The most intriguing element of Yellowstone continues to be its handling of Native American characters, some of whom are as fervently capitalistic as their Anglo counterparts. Thomas Rainwater (Gil Birmingham), chairman of the Confederated Tribes of Broken Rock, wants to expand his casino empire. He also wants what the white man took from his people. That means Yellowstone. He and John share a grudging, mutual respect based on their shared disdain for outsiders. Another Dutton son, Kayce (Luke Grimes), is married to and has a son with a Native woman, Monica (Kelsey Asbille). At the end of last season, Kayce undergoes a sacred Lakota ceremony called a hanbleceya, a sort of vision quest in which he sees ill portents. At a time when television is well stocked with Native characters and stories — Dark Winds, Reservation Dogs, Alaska DailyYellowstone has the highest profile of them all, and the show’s Native actors rave about Sheridan’s sense of inclusion.

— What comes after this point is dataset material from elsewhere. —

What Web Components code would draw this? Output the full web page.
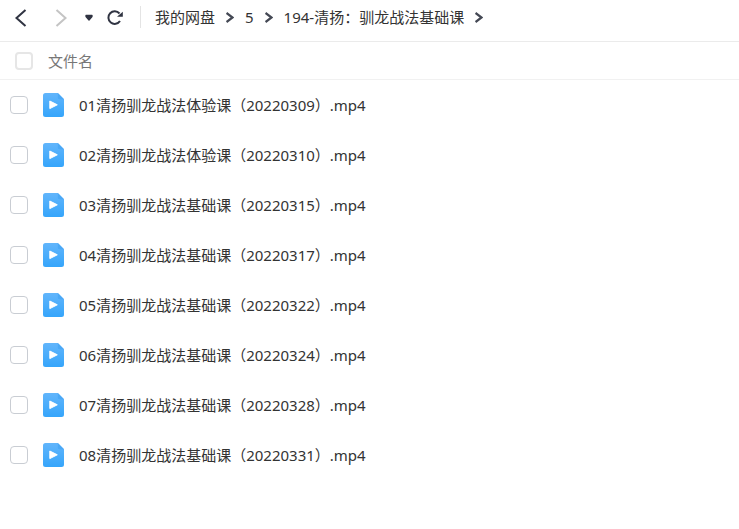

Sheridan is a busy guy. He’s already launched one Yellowstone prequel, 1883, and another, 1923 (with Harrison Ford and Helen Mirren), is coming in December. The brutal prison drama Mayor of Kingstown, starring Jeremy Renner, returns for a second season in January. His new series, Tulsa King, stars Sylvester Stallone as a New York mafioso exiled to Oklahoma. He is TV’s reigning king of macho and a gifted storyteller and writer of dialogue. But it all flows from Yellowstone, the smash heartland hit, and its isolationist hero. You can keep your damn latte. John Dutton has a ranch to run.

Chris Vognar is a culture writer living in Houston.